触目惊心的黑褐色血迹呈喷射状染红了院子中间的石板路,再往后看,一条长长的血痕像是滚过油漆的车轮印,一直蜿蜒扭曲到里屋门口才消失。
不难看出,昨晚有一个人被绵羊硬生生撕扯拖行了好一段距离。
在这场虐杀里,人类是它娱乐撒泼的玩具,就像小朋友边奔跑边快乐地扬起风筝线,绵羊也边移动边兴奋地拖行着人的身体,直到嘴里的玩具血肉模糊,生机全无,它才慢慢失去兴趣离开。
林珊显然也看见了异样,脸色苍白,下意识靠虞冷近了一些。
“……你难道想进去么?”
林珊脸色很难看地说:“陈哥让我们赶紧去草原那里集合,我们还是快走吧,这里似乎有点危险。”
确实有点危险。
但根据日记里描述的内容,这四口之家出现的笔墨不少,屋子里很可能隐藏着什么关键线索。
仔细想了想,虞冷还是觉得应该进去搜寻一趟。
她对林珊说:“你先下去吧,我随后就到。”
林珊犹豫了几秒,摇摇头:“算了,我等你一起吧,我在门口不进去,你尽量快一点。”
“行。”
刚准备踏进去,一阵细碎的脚步声忽然从旁边传来,虞冷偏头看了眼,是安湘和陈明艳两人。
对上陈明艳讶异的目光,虞冷随口问:“一起?”
陈明艳点点头:“我正想进去看看。”
虞冷又看向安湘。
往前站了一步,安湘小学生站队出列一样,目光坚定地说:“我也一起!光天化日,朗朗乾坤,我就不信有什么妖魔鬼怪敢在大白天暴露原型!”

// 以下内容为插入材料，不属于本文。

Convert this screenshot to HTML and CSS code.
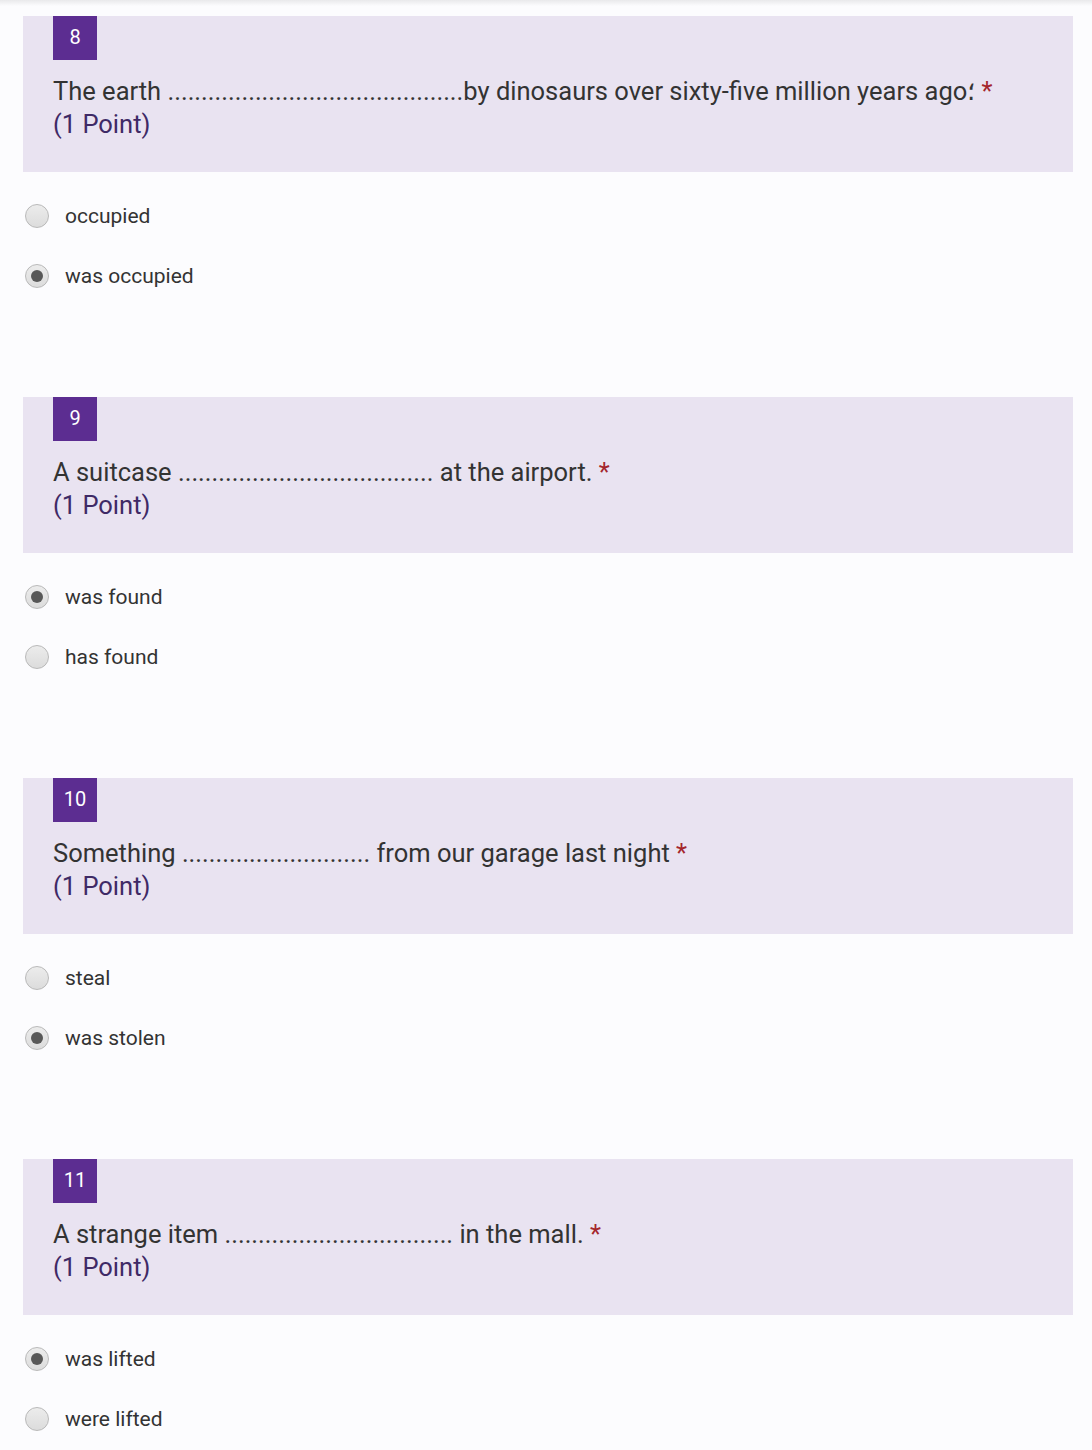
FILE: index.html
```html
<!DOCTYPE html>
<html lang="en">
<head>
<meta charset="utf-8">
<title>Quiz</title>
<link rel="stylesheet" href="styles.css">
</head>
<body>
<div class="topshade"></div>
<main class="form">
  <section class="question">
    <div class="card">
      <div class="badge">8</div>
      <div class="title">The earth ............................................by dinosaurs over sixty-five million years ago؛ <span class="req">*</span></div>
      <div class="points">(1 Point)</div>
    </div>
    <ul class="options">
      <li class="option"><span class="radio"></span><span class="label">occupied</span></li>
      <li class="option"><span class="radio checked"></span><span class="label">was occupied</span></li>
    </ul>
  </section>

  <section class="question">
    <div class="card">
      <div class="badge">9</div>
      <div class="title">A suitcase ...................................... at the airport. <span class="req">*</span></div>
      <div class="points">(1 Point)</div>
    </div>
    <ul class="options">
      <li class="option"><span class="radio checked"></span><span class="label">was found</span></li>
      <li class="option"><span class="radio"></span><span class="label">has found</span></li>
    </ul>
  </section>

  <section class="question">
    <div class="card">
      <div class="badge">10</div>
      <div class="title">Something ............................ from our garage last night <span class="req">*</span></div>
      <div class="points">(1 Point)</div>
    </div>
    <ul class="options">
      <li class="option"><span class="radio"></span><span class="label">steal</span></li>
      <li class="option"><span class="radio checked"></span><span class="label">was stolen</span></li>
    </ul>
  </section>

  <section class="question">
    <div class="card">
      <div class="badge">11</div>
      <div class="title">A strange item .................................. in the mall. <span class="req">*</span></div>
      <div class="points">(1 Point)</div>
    </div>
    <ul class="options">
      <li class="option"><span class="radio checked"></span><span class="label">was lifted</span></li>
      <li class="option"><span class="radio"></span><span class="label">were lifted</span></li>
    </ul>
  </section>
</main>
</body>
</html>
```

FILE: styles.css
```css
html, body {
  margin: 0;
  padding: 0;
  background: #fcfcfe;
  font-family: Roboto, "Liberation Sans", sans-serif;
}

.topshade {
  height: 6px;
  background: linear-gradient(#e9e9eb, #fcfcfe);
}

.form {
  padding: 10px 19px 0 23px;
}

.question {
  margin-bottom: 91px;
}

.question:last-child {
  margin-bottom: 0;
}

.card {
  background: #e9e3f1;
  padding: 0 30px 31px 30px;
}

.badge {
  width: 44px;
  height: 44px;
  background: #5c2d91;
  color: #ffffff;
  font-size: 20px;
  line-height: 42px;
  text-align: center;
}

.title {
  margin-top: 15px;
  font-size: 25.5px;
  line-height: 33px;
  color: #333333;
}

.req {
  color: #a4262c;
}

.points {
  font-size: 25.5px;
  line-height: 33px;
  color: #3f2a66;
}

.options {
  list-style: none;
  margin: 14px 0 0 0;
  padding: 0 0 0 2px;
}

.option {
  display: flex;
  align-items: center;
  height: 60px;
}

.radio {
  box-sizing: border-box;
  width: 24px;
  height: 24px;
  border-radius: 50%;
  border: 1px solid #b9b9b9;
  background: linear-gradient(#ececec, #dcdcdc);
  display: flex;
  align-items: center;
  justify-content: center;
  flex: none;
}

.radio.checked::after {
  content: "";
  width: 12px;
  height: 12px;
  border-radius: 50%;
  background: #585858;
}

.label {
  margin-left: 16px;
  font-size: 21px;
  color: #333333;
}
```
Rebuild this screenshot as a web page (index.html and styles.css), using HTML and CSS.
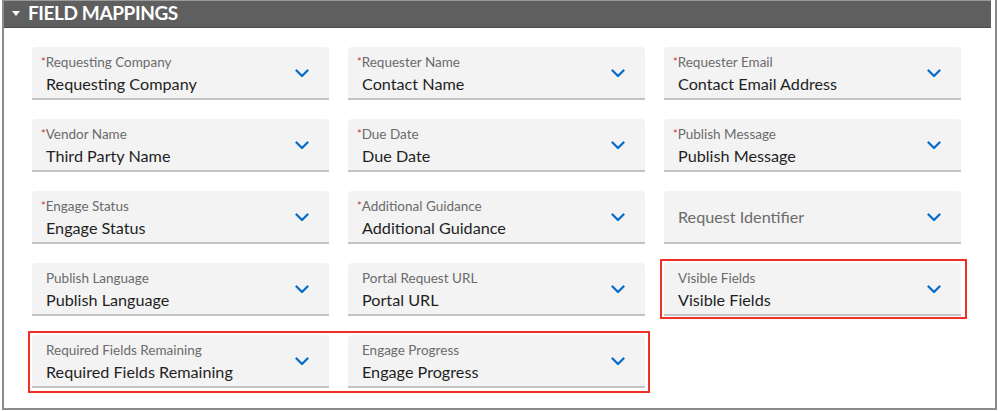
FILE: index.html
```html
<!DOCTYPE html>
<html lang="en">
<head>
  <meta charset="UTF-8">
  <title>Field Mappings</title>
  <link rel="stylesheet" href="styles.css">
</head>
<body>
  <div class="panel">
    <div class="panel-header">
      <span class="caret"></span>
      <h2>FIELD MAPPINGS</h2>
    </div>

    <div class="grid">
      <div class="field">
        <div class="field-text">
          <span class="label"><abbr>*</abbr>Requesting Company</span>
          <span class="value">Requesting Company</span>
        </div>
        <svg class="chevron" viewBox="0 0 14 9"><path d="M1.5 1.5 L7 7 L12.5 1.5"/></svg>
      </div>
      <div class="field">
        <div class="field-text">
          <span class="label"><abbr>*</abbr>Requester Name</span>
          <span class="value">Contact Name</span>
        </div>
        <svg class="chevron" viewBox="0 0 14 9"><path d="M1.5 1.5 L7 7 L12.5 1.5"/></svg>
      </div>
      <div class="field">
        <div class="field-text">
          <span class="label"><abbr>*</abbr>Requester Email</span>
          <span class="value">Contact Email Address</span>
        </div>
        <svg class="chevron" viewBox="0 0 14 9"><path d="M1.5 1.5 L7 7 L12.5 1.5"/></svg>
      </div>

      <div class="field">
        <div class="field-text">
          <span class="label"><abbr>*</abbr>Vendor Name</span>
          <span class="value">Third Party Name</span>
        </div>
        <svg class="chevron" viewBox="0 0 14 9"><path d="M1.5 1.5 L7 7 L12.5 1.5"/></svg>
      </div>
      <div class="field">
        <div class="field-text">
          <span class="label"><abbr>*</abbr>Due Date</span>
          <span class="value">Due Date</span>
        </div>
        <svg class="chevron" viewBox="0 0 14 9"><path d="M1.5 1.5 L7 7 L12.5 1.5"/></svg>
      </div>
      <div class="field">
        <div class="field-text">
          <span class="label"><abbr>*</abbr>Publish Message</span>
          <span class="value">Publish Message</span>
        </div>
        <svg class="chevron" viewBox="0 0 14 9"><path d="M1.5 1.5 L7 7 L12.5 1.5"/></svg>
      </div>

      <div class="field">
        <div class="field-text">
          <span class="label"><abbr>*</abbr>Engage Status</span>
          <span class="value">Engage Status</span>
        </div>
        <svg class="chevron" viewBox="0 0 14 9"><path d="M1.5 1.5 L7 7 L12.5 1.5"/></svg>
      </div>
      <div class="field">
        <div class="field-text">
          <span class="label"><abbr>*</abbr>Additional Guidance</span>
          <span class="value">Additional Guidance</span>
        </div>
        <svg class="chevron" viewBox="0 0 14 9"><path d="M1.5 1.5 L7 7 L12.5 1.5"/></svg>
      </div>
      <div class="field">
        <div class="field-text">
          <span class="placeholder">Request Identifier</span>
        </div>
        <svg class="chevron" viewBox="0 0 14 9"><path d="M1.5 1.5 L7 7 L12.5 1.5"/></svg>
      </div>

      <div class="field">
        <div class="field-text">
          <span class="label">Publish Language</span>
          <span class="value">Publish Language</span>
        </div>
        <svg class="chevron" viewBox="0 0 14 9"><path d="M1.5 1.5 L7 7 L12.5 1.5"/></svg>
      </div>
      <div class="field">
        <div class="field-text">
          <span class="label">Portal Request URL</span>
          <span class="value">Portal URL</span>
        </div>
        <svg class="chevron" viewBox="0 0 14 9"><path d="M1.5 1.5 L7 7 L12.5 1.5"/></svg>
      </div>
      <div class="field highlight">
        <div class="field-text">
          <span class="label">Visible Fields</span>
          <span class="value">Visible Fields</span>
        </div>
        <svg class="chevron" viewBox="0 0 14 9"><path d="M1.5 1.5 L7 7 L12.5 1.5"/></svg>
      </div>

      <div class="group highlight">
        <div class="field">
          <div class="field-text">
            <span class="label">Required Fields Remaining</span>
            <span class="value">Required Fields Remaining</span>
          </div>
          <svg class="chevron" viewBox="0 0 14 9"><path d="M1.5 1.5 L7 7 L12.5 1.5"/></svg>
        </div>
        <div class="field">
          <div class="field-text">
            <span class="label">Engage Progress</span>
            <span class="value">Engage Progress</span>
          </div>
          <svg class="chevron" viewBox="0 0 14 9"><path d="M1.5 1.5 L7 7 L12.5 1.5"/></svg>
        </div>
      </div>
    </div>
  </div>
</body>
</html>
```

FILE: styles.css
```css
body {
  margin: 0;
  font-family: Lato, 'Liberation Sans', sans-serif;
  background: #ffffff;
}
.panel {
  margin-left: 2px;
  width: 995px;
  height: 410px;
  border: 2px solid #8c8c8c;
  border-top: none;
  box-sizing: border-box;
  background: #ffffff;
}
.panel-header {
  display: flex;
  align-items: center;
  gap: 8px;
  height: 28px;
  margin-right: 4px;
  padding-left: 8px;
  background: #5f5f5f;
  border-top: 1px solid #9a9a9a;
  border-bottom: 1px solid #4a4a4a;
  box-sizing: border-box;
}
.caret {
  width: 0;
  height: 0;
  border-left: 4px solid transparent;
  border-right: 4px solid transparent;
  border-top: 5px solid #ffffff;
  margin-top: -2px;
}
.panel-header h2 {
  margin: 0;
  color: #ffffff;
  font-size: 19px;
  font-weight: 700;
  letter-spacing: -0.4px;
  line-height: 1;
  margin-top: -3px;
}
.grid {
  display: grid;
  grid-template-columns: repeat(3, 297px);
  grid-auto-rows: 53px;
  column-gap: 19px;
  row-gap: 19px;
  padding: 19px 0 0 28px;
}
.field {
  position: relative;
  display: flex;
  align-items: center;
  justify-content: space-between;
  height: 53px;
  padding: 2px 20px 0 14px;
  background: #f3f3f3;
  border-bottom: 2px solid #c4c4c4;
  border-radius: 4px 4px 0 0;
  box-sizing: border-box;
}
.field-text {
  display: flex;
  flex-direction: column;
}
.label {
  font-size: 13.5px;
  color: #6b6b6b;
  line-height: 16px;
}
.label abbr {
  color: #c23934;
  text-decoration: none;
  font-size: 11px;
  margin-left: -5px;
  vertical-align: 1px;
}
.value {
  font-size: 16.2px;
  color: #1f1f1f;
  line-height: 20px;
  margin-top: 4px;
}
.placeholder {
  font-size: 16.2px;
  color: #6b6b6b;
  margin-top: -3px;
}
.chevron {
  width: 14px;
  height: 9px;
  flex-shrink: 0;
  fill: none;
  stroke: #0b6fc9;
  stroke-width: 2.4;
  stroke-linecap: round;
  stroke-linejoin: round;
}
.group {
  position: relative;
  grid-column: span 2;
  display: grid;
  grid-template-columns: repeat(2, 297px);
  column-gap: 19px;
}
.highlight::after {
  content: "";
  position: absolute;
  top: -4px;
  left: -4px;
  right: -5px;
  bottom: -5px;
  border: 2px solid #ee3124;
  pointer-events: none;
}
.field.highlight::after {
  right: -6px;
}
```
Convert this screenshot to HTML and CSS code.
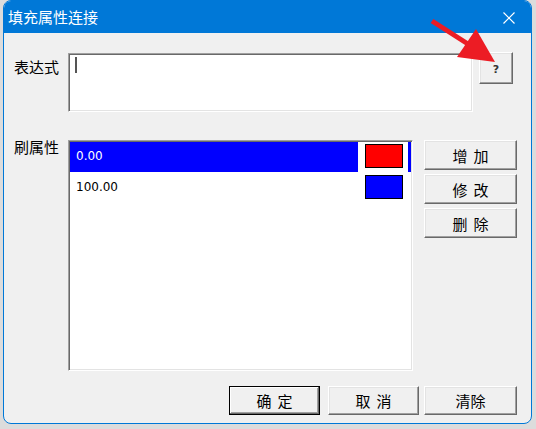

虞冷扯了下唇,余光瞥见一脸惴惴不安的林珊,很明显她在纠结要不要和她们一起进去。
越过这扇门就是昨晚刚死过人的地方,说不定屋子里隐藏着什么恐怖的东西。
可若是其他三个人都进去,只留她一个人守在这条空荡荡的小路上,似乎更可怕……
注意到一旁沉默的女人,陈明艳善意询问:“走吗?”
林珊低下眼,踌躇了几秒,最后还是摇摇头:“算了吧,你们快去快回,我在外面等你们。”
虞冷没说什么,径直走进这扇门,两人紧随其后。
正仔细观察着院子里的陈设,虞冷察觉身旁的人忽然快步凑近,悄咪咪往她手里塞了个东西。
虞冷下意识低眸查看,毫无心理准备地对上一双黑洞洞的羊眼。
被生扒了皮的那只死羊,正眼睛一眨不眨的,死死盯着她。
虞冷沉默:“……这是什么?”
安湘:“昨晚找到的那幅壁画啊,我怕你在手机上看不清,所以特意带出来给你仔细看看。”
深吸了几口气,虞冷闭了闭眼,心脏不受控制地接连突突好几下,把壁画塞回安湘怀里:“还你吧。”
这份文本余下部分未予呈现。